• _What you have to do_: Copy out every line in which the string "React" occurs.

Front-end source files
____________________

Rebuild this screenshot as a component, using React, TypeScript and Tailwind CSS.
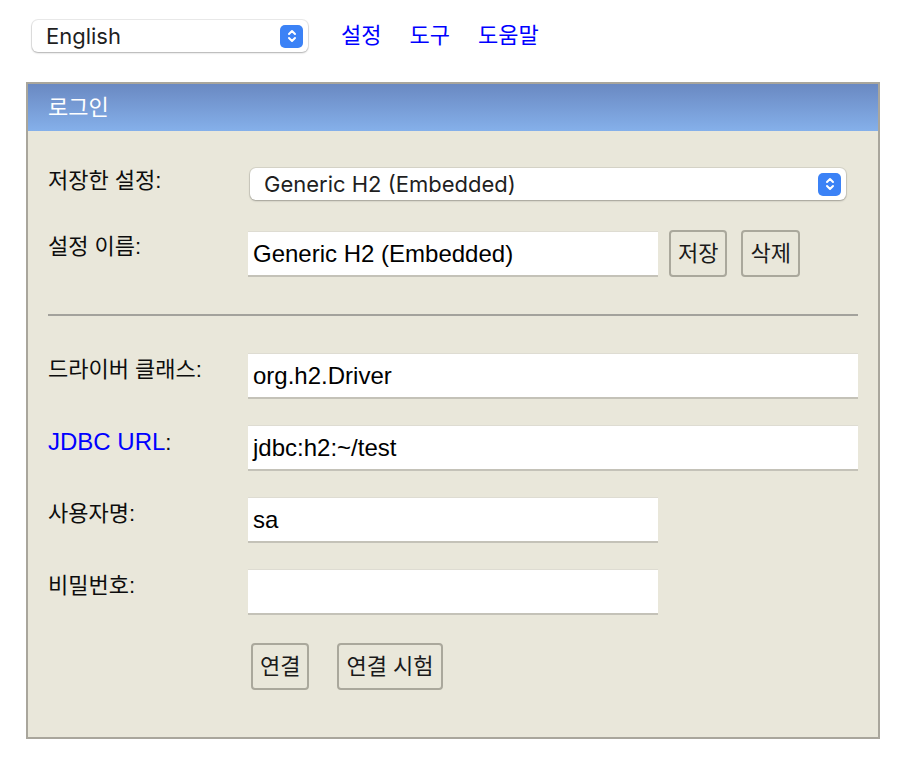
import React from "react";

const labelFont = { fontFamily: '"Liberation Sans", "Noto Sans CJK KR", sans-serif' };

function SelectBox({ value, className }: { value: string; className: string }) {
  return (
    <div
      className={`flex items-center justify-between rounded-[6px] bg-white pl-[14px] pr-[5px] shadow-[0_0_0_1px_rgba(0,0,0,0.08),0_1px_2px_rgba(0,0,0,0.25)] ${className}`}
    >
      <span className="text-[22px] text-[#1f1f1f] leading-none" style={{ fontFamily: 'Inter, "Liberation Sans", sans-serif' }}>
        {value}
      </span>
      <span className="flex h-[23px] w-[23px] items-center justify-center rounded-[5px] bg-[#3b82f6]">
        <svg width="12" height="16" viewBox="0 0 12 16" fill="none" stroke="white" strokeWidth="2" strokeLinecap="round" strokeLinejoin="round">
          <path d="M3 6 L6 3 L9 6" />
          <path d="M3 10 L6 13 L9 10" />
        </svg>
      </span>
    </div>
  );
}

function TextInput({ value, className }: { value: string; className: string }) {
  return (
    <div
      className={`flex h-[46px] items-center bg-white border-t border-t-[#dedcd2] border-b-2 border-b-[#c4c2b8] pl-[5px] text-[24px] text-black ${className}`}
      style={{ fontFamily: '"Liberation Sans", sans-serif' }}
    >
      {value}
    </div>
  );
}

function Btn({ children }: { children: React.ReactNode }) {
  return (
    <button
      className="h-[47px] rounded-[4px] border-2 border-[#aaa89c] bg-[#e9e7da] px-[7px] text-[22px] text-[#1a1a1a]"
      style={labelFont}
    >
      {children}
    </button>
  );
}

function Label({ children }: { children: React.ReactNode }) {
  return (
    <div className="pt-[4px] text-[22px] leading-[26px] text-[#0d0d0d]" style={labelFont}>
      {children}
    </div>
  );
}

export default function App() {
  return (
    <div className="min-h-screen bg-white" style={labelFont}>
      <div className="flex items-center pl-[32px] pt-[20px]">
        <SelectBox value="English" className="h-[32px] w-[276px]" />
        <div className="ml-[33px] flex gap-[28px] text-[22px] leading-none text-[#0000ff]">
          <a>설정</a>
          <a>도구</a>
          <a>도움말</a>
        </div>
      </div>

      <div className="ml-[26px] mt-[30px] w-[854px] border-2 border-[#a9a69c] bg-[#e9e7da]">
        <div className="flex h-[47px] items-center bg-gradient-to-b from-[#6a89c2] to-[#85b0ea] pl-[20px] text-[22px] text-white">
          로그인
        </div>

        <div className="px-[20px] pt-[37px] pb-[47px]">
          <div className="grid grid-cols-[200px_1fr] items-start">
            <div className="text-[22px] leading-[26px] text-[#0d0d0d]">저장한 설정:</div>
            <SelectBox value="Generic H2 (Embedded)" className="ml-[2px] mr-[12px] h-[32px]" />
          </div>

          <div className="mt-[30px] grid grid-cols-[200px_1fr] items-start">
            <Label>설정 이름:</Label>
            <div className="flex items-start gap-[11px]">
              <TextInput value="Generic H2 (Embedded)" className="mt-px w-[410px]" />
              <Btn>저장</Btn>
              <div className="ml-[3px]">
                <Btn>삭제</Btn>
              </div>
            </div>
          </div>

          <div className="mt-[37px] h-[2px] bg-[#a3a29c]" />

          <div className="mt-[37px] flex flex-col gap-[26px]">
            <div className="grid grid-cols-[200px_1fr] items-start">
              <Label>드라이버 클래스:</Label>
              <TextInput value="org.h2.Driver" className="w-full" />
            </div>
            <div className="grid grid-cols-[200px_1fr] items-start">
              <Label>
                <a className="text-[24px] text-[#0000ff]">JDBC URL</a>:
              </Label>
              <TextInput value="jdbc:h2:~/test" className="w-full" />
            </div>
            <div className="grid grid-cols-[200px_1fr] items-start">
              <Label>사용자명:</Label>
              <TextInput value="sa" className="w-[410px]" />
            </div>
            <div className="grid grid-cols-[200px_1fr] items-start">
              <Label>비밀번호:</Label>
              <TextInput value="" className="w-[410px]" />
            </div>
          </div>

          <div className="mt-[28px] grid grid-cols-[200px_1fr]">
            <div />
            <div className="flex gap-[28px] pl-[3px]">
              <Btn>연결</Btn>
              <Btn>연결 시험</Btn>
            </div>
          </div>
        </div>
      </div>
    </div>
  );
}
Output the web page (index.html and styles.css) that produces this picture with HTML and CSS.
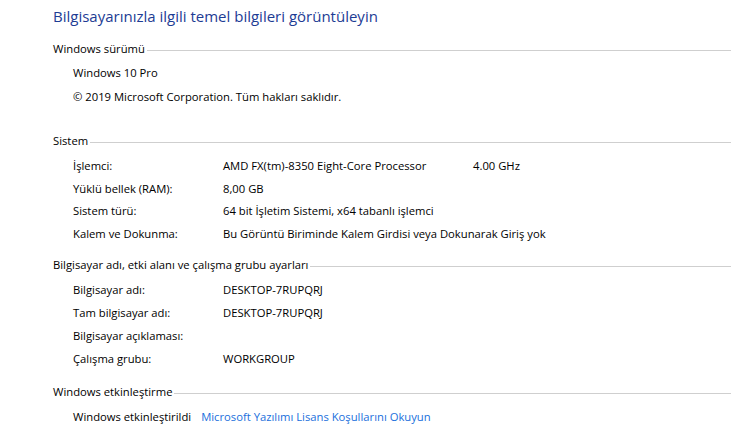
FILE: index.html
```html
<!DOCTYPE html>
<html lang="tr">
<head>
<meta charset="utf-8">
<title>Sistem</title>
<link rel="stylesheet" href="styles.css">
</head>
<body>
<div class="page">
  <h1 class="title">Bilgisayarınızla ilgili temel bilgileri görüntüleyin</h1>

  <section class="group group-edition">
    <div class="group-head"><span>Windows sürümü</span><i class="rule"></i></div>
    <div class="lines">
      <div class="line">Windows 10 Pro</div>
      <div class="line">© 2019 Microsoft Corporation. Tüm hakları saklıdır.</div>
    </div>
  </section>

  <section class="group group-system">
    <div class="group-head"><span>Sistem</span><i class="rule"></i></div>
    <div class="rows">
      <div class="row"><span class="label">İşlemci:</span><span class="value cpu">AMD FX(tm)-8350 Eight-Core Processor</span><span class="value">4.00 GHz</span></div>
      <div class="row"><span class="label">Yüklü bellek (RAM):</span><span class="value">8,00 GB</span></div>
      <div class="row"><span class="label">Sistem türü:</span><span class="value">64 bit İşletim Sistemi, x64 tabanlı işlemci</span></div>
      <div class="row"><span class="label">Kalem ve Dokunma:</span><span class="value">Bu Görüntü Biriminde Kalem Girdisi veya Dokunarak Giriş yok</span></div>
    </div>
  </section>

  <section class="group group-name">
    <div class="group-head"><span>Bilgisayar adı, etki alanı ve çalışma grubu ayarları</span><i class="rule"></i></div>
    <div class="rows rows-wide">
      <div class="row"><span class="label">Bilgisayar adı:</span><span class="value">DESKTOP-7RUPQRJ</span></div>
      <div class="row"><span class="label">Tam bilgisayar adı:</span><span class="value">DESKTOP-7RUPQRJ</span></div>
      <div class="row"><span class="label">Bilgisayar açıklaması:</span><span class="value"></span></div>
      <div class="row"><span class="label">Çalışma grubu:</span><span class="value">WORKGROUP</span></div>
    </div>
  </section>

  <section class="group group-activation">
    <div class="group-head"><span>Windows etkinleştirme</span><i class="rule"></i></div>
    <div class="activation">
      <span>Windows etkinleştirildi</span>
      <a class="link" href="#">Microsoft Yazılımı Lisans Koşullarını Okuyun</a>
    </div>
  </section>
</div>
</body>
</html>
```

FILE: styles.css
```css
html, body {
  margin: 0;
  background: #ffffff;
}

body {
  font-family: "Open Sans", "Noto Sans", sans-serif;
  font-size: 11.25px;
  color: #000000;
}

.page {
  padding: 6px 0 0 53px;
}

.title {
  margin: 0;
  font-size: 15px;
  font-weight: 400;
  line-height: 20px;
  color: #1d3c94;
}

.group-head {
  display: flex;
  align-items: center;
  height: 16px;
  line-height: 16px;
  color: #000000;
}

.group-head span {
  white-space: nowrap;
}

.rule {
  flex: 1;
  height: 1px;
  margin: 2px 0 0 2px;
  background: #cfcfcf;
}

.group-edition { margin-top: 15px; }
.group-system { margin-top: 24px; }
.group-name { margin-top: 12px; }
.group-activation { margin-top: 14px; }

.lines {
  padding: 4px 0 0 20px;
}

.line {
  height: 24px;
  line-height: 24px;
}

.rows {
  padding: 6px 0 0 20px;
}

.row {
  display: flex;
  height: 22.5px;
  line-height: 22.5px;
}

.rows-wide {
  padding-top: 5px;
}

.rows-wide .row {
  height: 23px;
  line-height: 23px;
}

.label {
  width: 150px;
  flex: none;
}

.cpu {
  width: 250px;
}

.activation {
  display: flex;
  gap: 10px;
  padding: 5px 0 0 20px;
  line-height: 24px;
}

.link {
  color: #1a6fdc;
  text-decoration: none;
}
```
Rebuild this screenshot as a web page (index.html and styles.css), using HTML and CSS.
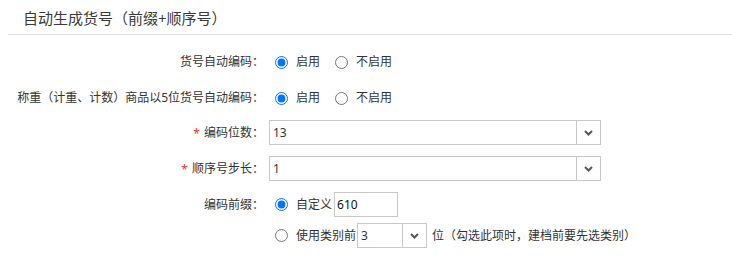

____________________

• _Answer to the exercise_:
Rebuild this screenshot as a component, using React, TypeScript and Tailwind CSS.
import React from "react";
function Btn({ children }: { children: React.ReactNode }) {
function Label({ children }: { children: React.ReactNode }) {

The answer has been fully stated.